Geisel has walked back his accusation, claiming on Saturday that the masks had been ordered from a German firm, and not from 3M. “We are trying to work out the details” with the police department in Berlin, his office stated on Twitter.

The clarification came only after the American media picked up on the story, and Trump gloated on Sunday when the Washington Post edited its story on the incident, calling it “Corrected Fake News!”

However, the masks are still unaccounted for. While 3M may not have sent them stateside at Trump’s behest, it remains possible that someone else may have acquired them during the stopover in Bangkok. Similar disappearances have been reported around the world, with fingers pointed at the US.
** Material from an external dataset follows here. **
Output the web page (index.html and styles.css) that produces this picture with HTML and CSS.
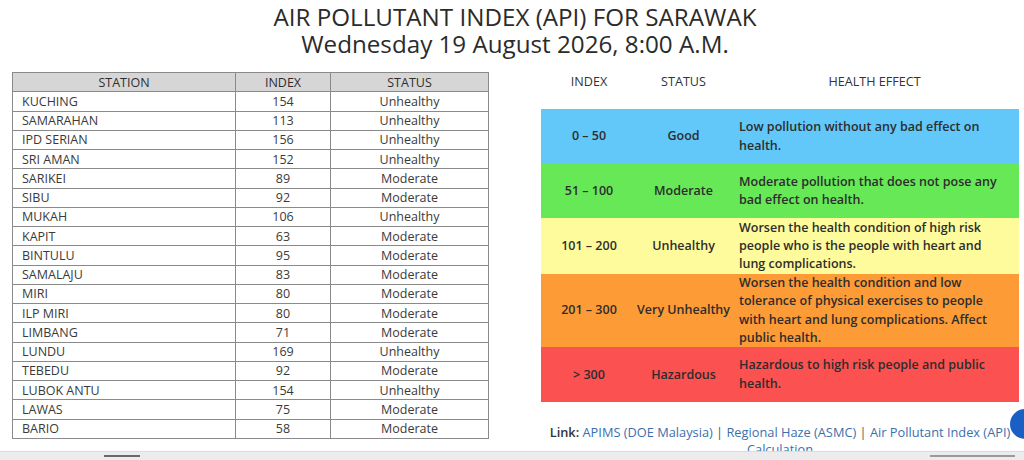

Regional officials in France, for example, have accused American buyers of intercepting shipments of protective gear and purchasing the supplies at inflated prices. One shipment was “bought out with cash by Americans on the tarmac, and the plane that was to fly to France took off for the US instead,” Renaud Muselier, the head of the southeastern Provence-Alpes-Cote d’Azur region, told RT France on Wednesday.

The government of Canada has promised to investigate similar claims from Canadian buyers. All the while, the US has repeatedly denied any foul play.